I was intrigued by a couple of the posts about putting the magnets on the nutube and it changing the distortion. I ordered up some magnets because I can never have enough super strong magnets to play with - Amazon Link


Since I used a carrier PCB for the Nutube it was super easy to put a magnet on the backside.

Upon doing so the sound was noticeably different, not saying better or worse. But when I measured the voltage on T7 and T8 it had changed significantly, like around 15v or 16v. If I moved the magnet slightly then the voltage could go up as high as 22V.

I fixed the magnet is place, then dialed the pot back to 11.2v where is where I had it before, then measured it using the same crappy USB soundcard I have and the results were pretty similar to when there was no magnet.

So my my totally noob and unqualified observations that should be taken with a grain of salt, the changes seemed more to a voltage change than anything else. I don't have the equipment or knowledge to do a proper measurement of distortion, just a basic USB soundcard.

Another note - putting the magnet on top of the Nutube had a similar effect to putting it on the bottom. That might make it easier for others to try.
 
Last edited:
Interesting about the magnets. I am still in a Pass Labs dunce cap facing the corner about the phase/polarity paradigm with second order harmonics.

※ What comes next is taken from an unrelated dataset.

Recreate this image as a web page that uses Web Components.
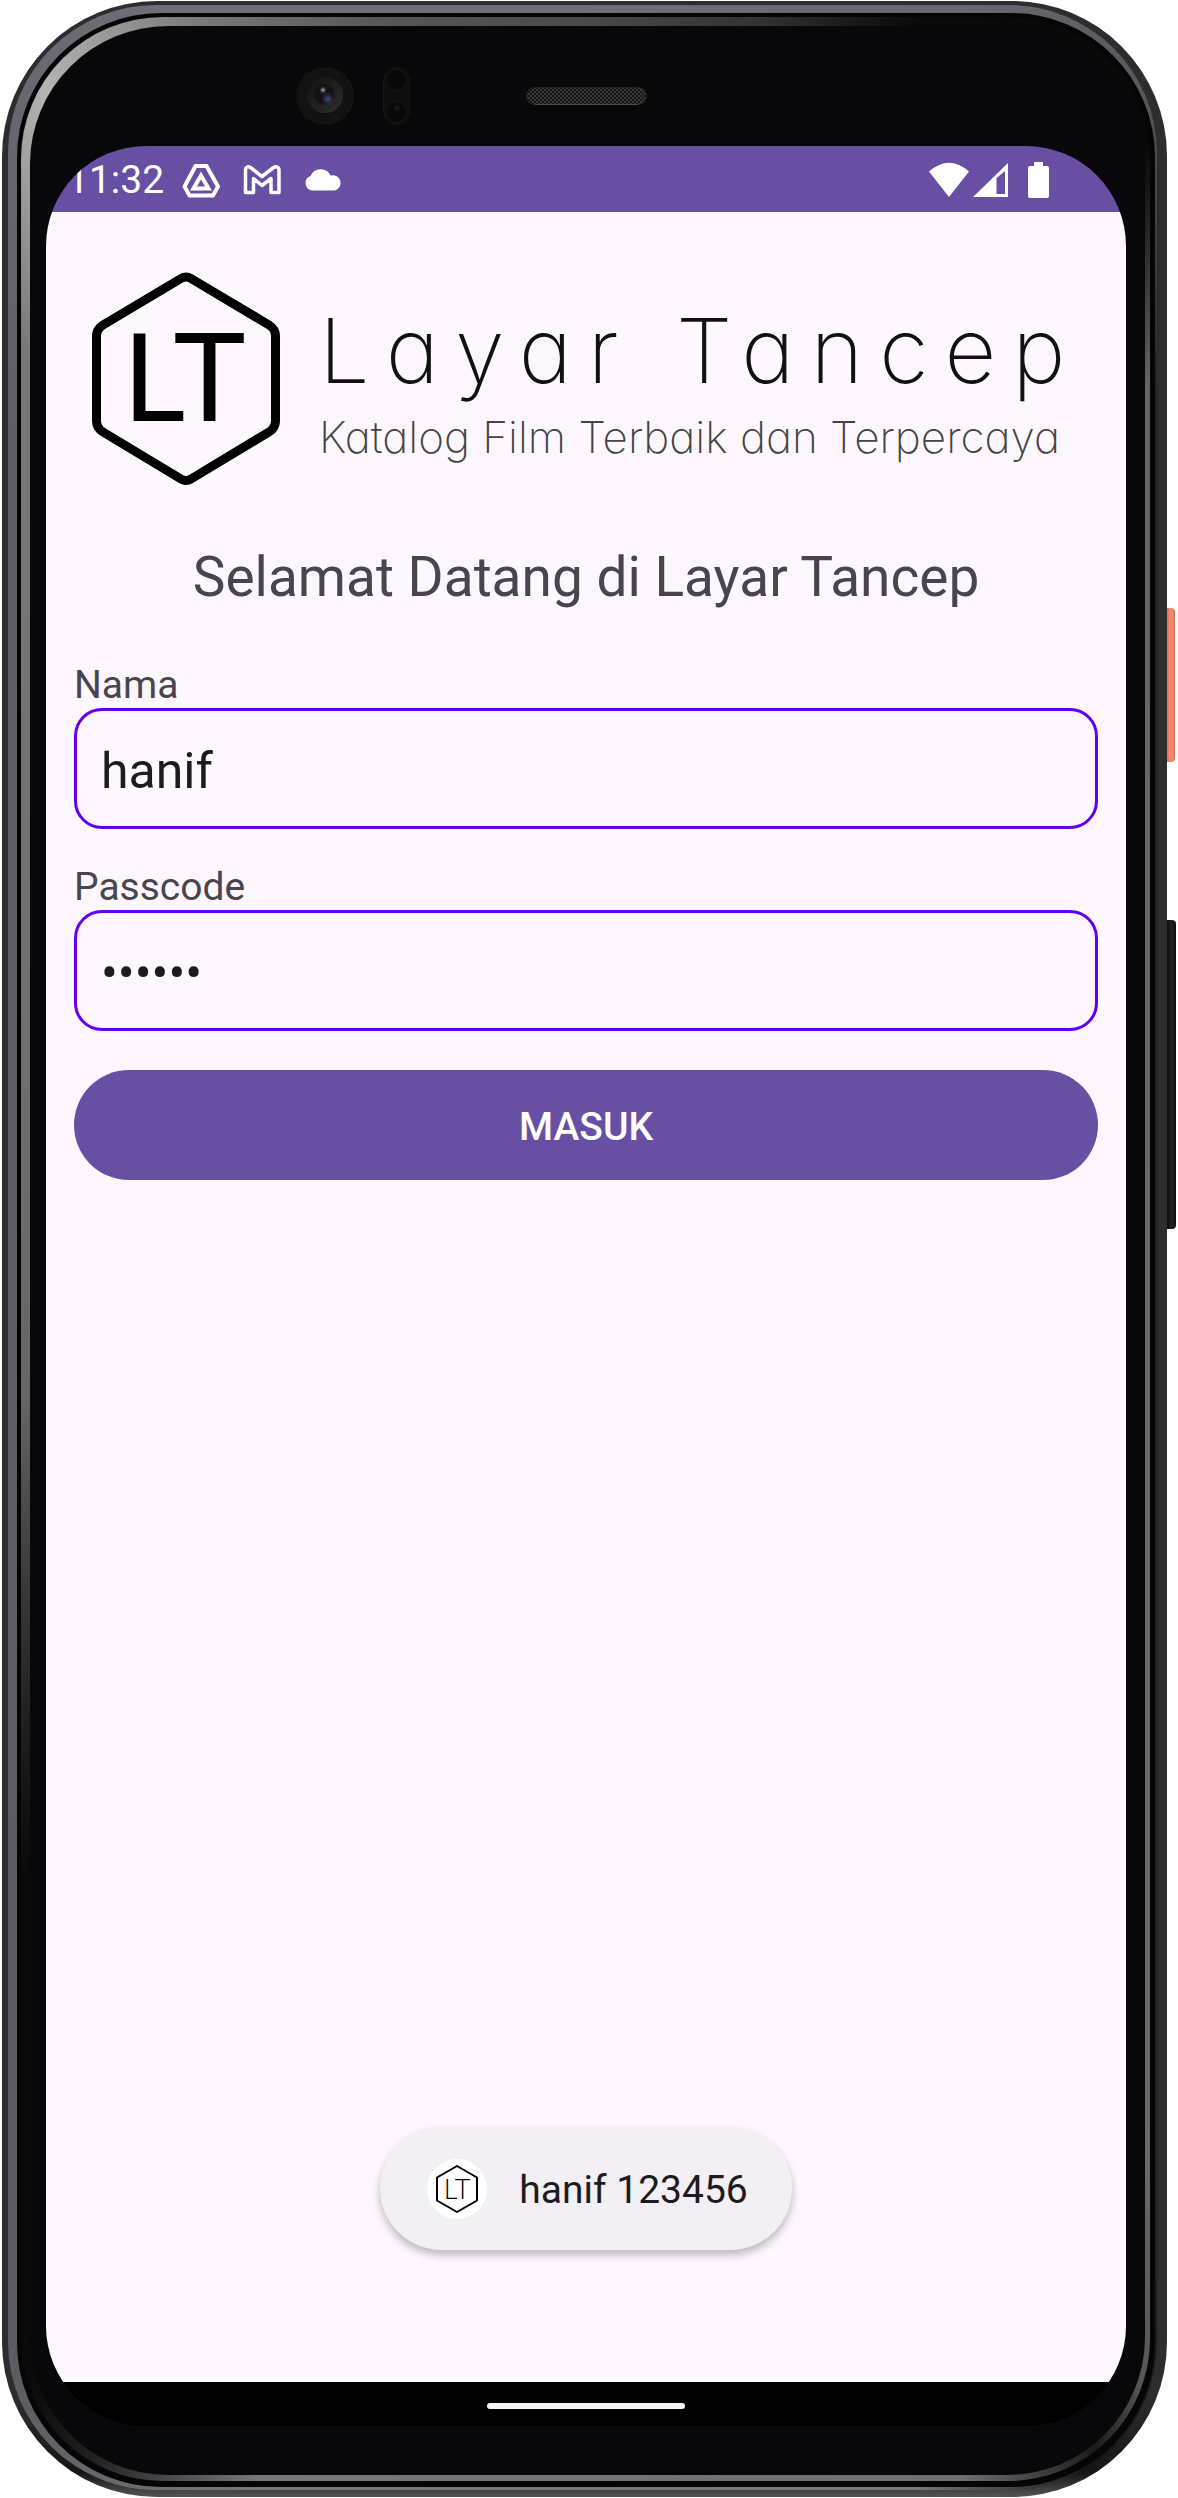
<!DOCTYPE html>
<html lang="id">
<head>
<meta charset="utf-8">
<meta name="viewport" content="width=device-width, initial-scale=1">
<title>Layar Tancep</title>
<style>
body { margin: 0; background: #fff; font-family: Roboto, "Liberation Sans", sans-serif; }
</style>
</head>
<body>
<phone-frame>
  <status-bar slot="screen" time="11:32"></status-bar>
  <login-page slot="screen"></login-page>
  <nav-bar slot="screen"></nav-bar>
</phone-frame>

<script>
const define = (name, html, setup) => {
  const template = document.createElement('template');
  template.innerHTML = html;
  customElements.define(name, class extends HTMLElement {
    constructor() {
      super();
      this.attachShadow({ mode: 'open' }).append(template.content.cloneNode(true));
    }
    connectedCallback() { if (setup) setup(this, this.shadowRoot); }
  });
};

/* Device shell: concentric rims, top sensors, screen slot and side keys */
define('phone-frame', `
<style>
  *, :host { box-sizing: border-box; }
  :host { display: flex; min-height: 100vh; padding: 1px 0 1px 2px; }
  .rim { display: flex; flex: 1; min-width: 0; }
  .body { padding: 4px 10px 7px 6px; border-radius: 155px;
    background: linear-gradient(180deg, #2c2e2e 0 96%, #141414 99%, #555 100%); }
  .edge { padding: 8px 2px 3px 9px; border-radius: 148px;
    background: conic-gradient(#6e6e76 0deg, #66686e 18deg, #55575c 26deg, #1f2123 34deg, #1f2123 150deg, #111 157deg, #777 165deg, #777 195deg, #5b5d62 206deg, #5d5f64 325deg, #6e6e76 340deg); }
  .seam { padding: 4px 5px 6px 4px; border-radius: 144px; background: #050506; }
  .glint { padding: 9px 5px 6px 9px; border-radius: 142px;
    background: conic-gradient(#4a4a4a 0deg, #333 8deg, #0a0a0a 15deg, #08080a 27deg, #666 33deg, #6a6a6a 148deg, #555 154deg, #1a1a1a 157deg, #6f6f6f 163deg, #777 195deg, #222 202deg, #0a0a0a 206deg, #0a0a0a 222deg, #666 255deg, #777 328deg, #b4b4b4 335deg, #777 343deg, #585858 350deg, #4a4a4a 360deg); }
  .face { flex-direction: column; padding: 0 19px 49px 16px; border-radius: 138px; background: #08080a; }
  .sensors { display: flex; align-items: center; height: 120px; padding: 19px 0 0 250px; }
  .camera { width: 58px; height: 58px; }
  .proximity { width: 27px; height: 58px; margin: 0 116px 0 29px; }
  .speaker { width: 121px; height: 18px; }
  .screen { flex: 1; display: flex; flex-direction: column; overflow: hidden; border-radius: 100px; background: #000; }
  .keys { display: flex; flex-direction: column; width: 11px; padding-top: 607px; gap: 158px; }
  .power { width: 8px; height: 154px; border-radius: 0 4px 4px 0; background: linear-gradient(90deg, #e86f56, #f08c72 40%, #ee8568 75%, #d9694f); }
  .volume { width: 9px; height: 309px; border-radius: 0 4px 4px 0; background: linear-gradient(90deg, #0c0d0e, #202122 50%, #101112); }
</style>
<div class="rim body"><div class="rim edge"><div class="rim seam"><div class="rim glint"><div class="rim face">
  <div class="sensors">
    <svg class="camera" viewBox="0 0 58 58" aria-hidden="true">
      <defs>
        <radialGradient id="lens" cx=".5" cy=".5" r=".5"><stop offset="0" stop-color="#17171c"/><stop offset=".7" stop-color="#101013"/><stop offset="1" stop-color="#1a1a1c"/></radialGradient>
        <radialGradient id="blue"><stop offset="0" stop-color="#46527e"/><stop offset="1" stop-color="#262c48" stop-opacity="0"/></radialGradient>
        <radialGradient id="shine"><stop offset="0" stop-color="#bbb"/><stop offset="1" stop-color="#444" stop-opacity="0"/></radialGradient>
        <linearGradient id="ring" x1="0" y1="0" x2="1" y2="1"><stop offset="0" stop-color="#101011"/><stop offset="1" stop-color="#2f2f31"/></linearGradient>
      </defs>
      <circle cx="29" cy="29" r="29" fill="#121212"/>
      <circle cx="29" cy="28" r="18" fill="url(#ring)"/>
      <circle cx="28" cy="27" r="11" fill="url(#lens)"/>
      <circle cx="32" cy="32" r="7" fill="url(#blue)"/>
      <circle cx="27" cy="23" r="4" fill="url(#shine)"/>
    </svg>
    <svg class="proximity" viewBox="0 0 27 58" aria-hidden="true">
      <rect x=".5" y=".5" width="26" height="57" rx="13" fill="#0e0e0f" stroke="#171718"/>
      <circle cx="13.500" cy="13" r="10" fill="#08080a" stroke="#131314"/>
      <circle cx="13.500" cy="45" r="10" fill="#08080a" stroke="#131314"/>
      <circle cx="14" cy="41" r="3" fill="#151517"/>
    </svg>
    <svg class="speaker" viewBox="0 0 121 18" aria-hidden="true">
      <defs><pattern id="mesh" width="4" height="4" patternUnits="userSpaceOnUse"><rect width="4" height="4" fill="#111"/><rect width="2" height="2" fill="#3c3c3c"/><rect x="2" y="2" width="2" height="2" fill="#3c3c3c"/></pattern></defs>
      <rect x=".5" y=".5" width="120" height="17" rx="8.500" fill="url(#mesh)" stroke="#222"/>
      <path d="M9 17.500H112" stroke="#4a4a4a"/>
    </svg>
  </div>
  <div class="screen"><slot name="screen"></slot></div>
</div></div></div></div></div>
<div class="keys"><div class="power"></div><div class="volume"></div></div>
`);

define('status-bar', `
<style>
  :host { display: flex; align-items: center; justify-content: space-between; box-sizing: border-box;
    height: 66px; padding: 1px 77px 0 21px; background: #6750a3; color: #fff; font-size: 39px; line-height: 46px; }
  .left, .icons, .right { display: flex; align-items: center; }
  .left { gap: 16px; }
  .icons { gap: 19px; }
  svg { display: block; width: 42px; height: 38px; fill: none; stroke: #fff; stroke-width: 4; stroke-linejoin: round; }
  .right svg { height: 36px; fill: #fff; stroke: none; }
  .right .signal { width: 36px; margin: 0 20px 0 2px; }
  .right .battery { width: 21px; }
</style>
<div class="left">
  <time></time>
  <div class="icons">
  <svg viewBox="0 0 42 38" aria-hidden="true"><path d="M15.500 5H26.500L38 25.500L33 34.500H9.500L4.500 25.500Z"/><path d="M21 14.500L28.500 27.500H13.500Z" stroke-linejoin="miter"/></svg>
  <svg viewBox="0 0 42 38" aria-hidden="true"><path d="M4.500 9C4.500 6 7 5 9.500 6.500L21 15.500L32.500 6.500C35 5 38 6 38 9V31.500H30V17.500L21 24.500L12.500 17.500V31.500H4.500Z" stroke-width="3.500"/></svg>
  <svg viewBox="0 0 42 38" aria-hidden="true"><path d="M10 29.500A7.500 7.500 0 0 1 8.500 15A11 11 0 0 1 28.500 14.500A7.500 7.500 0 0 1 33 29.500Z" fill="#fff" stroke="none"/></svg>
  </div>
</div>
<div class="right">
  <svg viewBox="0 0 42 36" aria-hidden="true"><path d="M1 9.500Q21 -8 41 9.500L21 35Z"/></svg>
  <svg class="signal" viewBox="0 0 36 36" aria-hidden="true"><path fill-rule="evenodd" d="M36 1V35H1ZM24.500 16V32H33V9Z"/></svg>
  <svg class="battery" viewBox="0 0 21 36" aria-hidden="true"><path d="M6 0H15V4H19Q21 4 21 6V34Q21 36 19 36H2Q0 36 0 34V6Q0 4 2 4H6Z"/></svg>
</div>
`, (host, root) => { root.querySelector('time').textContent = host.getAttribute('time'); });

/* Hexagon monogram */
define('brand-mark', `
<style>
  :host { display: block; flex: none; width: 188px; }
  :host([small]) { width: 42px; }
  svg { display: block; width: 100%; fill: none; stroke: #000; stroke-linejoin: round; }
  text { fill: #000; stroke: none; font-family: Lato, sans-serif; text-anchor: middle; }
  .thin { display: none; }
  :host([small]) .bold { display: none; }
  :host([small]) .thin { display: block; }
  .bold text { font-weight: 400; font-size: 122px; }
  .thin text { font-weight: 300; font-size: 27px; }
</style>
<svg class="bold" viewBox="0 0 188 213" role="img" aria-label="LT">
  <path stroke-width="9" d="M99 6.500L177 53Q183.500 57 183.500 64V149Q183.500 156 177 160L99 207Q94 210 89 207L11 160Q4.500 156 4.500 149V64Q4.500 57 11 53L89 6.500Q94 3.500 99 6.500Z"/>
  <text x="92" y="149">LT</text>
</svg>
<svg class="thin" viewBox="0 0 42 48" role="img" aria-label="LT">
  <path stroke-width="2" d="M21 1L41 12.500V35.500L21 47L1 35.500V12.500Z"/>
  <text x="21" y="34">LT</text>
</svg>
`);

define('brand-banner', `
<style>
  :host { display: flex; align-items: flex-start; gap: 39px; padding: 60px 18px; }
  .words { padding-top: 34px; white-space: nowrap; font-family: Inter, sans-serif; font-weight: 200;
    font-feature-settings: "cv11"; color: #111; }
  .name { font-size: 90px; line-height: 90px; letter-spacing: 16px; }
  .tag { margin-top: 16px; font-size: 44px; line-height: 50px; color: #444; }
</style>
<brand-mark></brand-mark>
<div class="words"><div class="name">Layar Tancep</div><div class="tag">Katalog Film Terbaik dan Terpercaya</div></div>
`);

define('text-field', `
<style>
  :host { display: flex; flex-direction: column; }
  label { font-size: 39px; line-height: 46px; color: #49454f; }
  input { box-sizing: border-box; width: 100%; height: 121px; padding: 4px 24px 0; border: 3px solid #6200ee; border-radius: 28px;
    background: transparent; color: #1d1b20; font-family: inherit; font-size: 50px; line-height: 58px; outline: none; }
</style>
<label for="field"></label><input id="field">
`, (host, root) => {
  root.querySelector('label').textContent = host.getAttribute('label');
  const input = root.querySelector('input');
  input.type = host.getAttribute('type') || 'text';
  input.value = host.getAttribute('value');
});

define('toast-message', `
<style>
  :host { display: flex; align-items: center; gap: 32px; box-sizing: border-box; height: 123px; padding: 0 44px 0 47px;
    border-radius: 62px; background: #f2eff5; color: #1d1b20; font-size: 39px; line-height: 46px;
    box-shadow: 0 5px 9px rgba(0,0,0,.26); }
  .icon { display: flex; align-items: center; justify-content: center; width: 60px; height: 60px; border-radius: 50%; background: #fff; }
  .text { padding-top: 2px; }
</style>
<div class="icon"><brand-mark small></brand-mark></div><div class="text"><slot></slot></div>
`);

define('login-page', `
<style>
  :host { flex: 1; display: flex; flex-direction: column; box-sizing: border-box; padding: 0 28px 132px; background: #fef7ff; }
  h1 { margin: 0 0 53px; font-size: 55px; line-height: 64px; font-weight: 400; text-align: center; color: #49454f; }
  form { display: flex; flex-direction: column; gap: 35px; }
  button { height: 110px; margin-top: 4px; padding: 4px 0 0; border: 0; border-radius: 55px; background: #6750a3; color: #fff;
    font-family: inherit; font-size: 39px; line-height: 46px; font-weight: 500; }
  toast-message { margin: auto auto 0; }
</style>
<brand-banner></brand-banner>
<h1>Selamat Datang di Layar Tancep</h1>
<form>
  <text-field label="Nama" value="hanif"></text-field>
  <text-field label="Passcode" type="password" value="123456"></text-field>
  <button type="button">MASUK</button>
</form>
<toast-message role="status">hanif 123456</toast-message>
`);

define('nav-bar', `
<style>
  :host { display: flex; align-items: center; justify-content: center; box-sizing: border-box; height: 44px; padding-top: 4px; background: #000; }
  .handle { width: 198px; height: 6px; border-radius: 3px; background: #f5f5f5; }
</style>
<div class="handle"></div>
`);
</script>
</body>
</html>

I still can't understand how the reversal of speaker phase would change the relationship between the signal and the distortion profile to flip it from positive H2 to negative H2. I would assume that if the relationship between the phase of the signal and the H2 were the same, it would sound the same, unless changing the phase of the relationship between the signal and the H2 also occurs somehow (??????). Anyway, I will study it to understand.

I gather I need to reverse the leads on the speakers in order to get 'proper' negative H2 as opposed to positive H2, with the bias at 9.4 V or so, although the 'positive' H2 sounds already outstanding.

Anyway, brains scrambled as usual. I will figure it out eventually.
 
Member
Joined 2017
Paid Member
To make it more confusing for me, I have my speakers wired through a subwoofer. On that plate amp, there is a "phase" switch. So on top of the do I flip the speaker plugs or not at 11.5v vs. 9.4v because one is positive or negative, am I supposed to also flip the phase switch on the sub and does that therefore flip the phase in the entire chain? Makes my head explode. All I know is right now the sound to me sounds correct.
 
To maybe make evaluation simpler, see if you can drive your plate amp with speaker level signals. If you can the phase invert switch is isolated to the subs (if that's not the case already). You will lose the high-pass function to the mains, but I've generally preferred to avoid the effects of that part of the plate amp on my main speaker signal.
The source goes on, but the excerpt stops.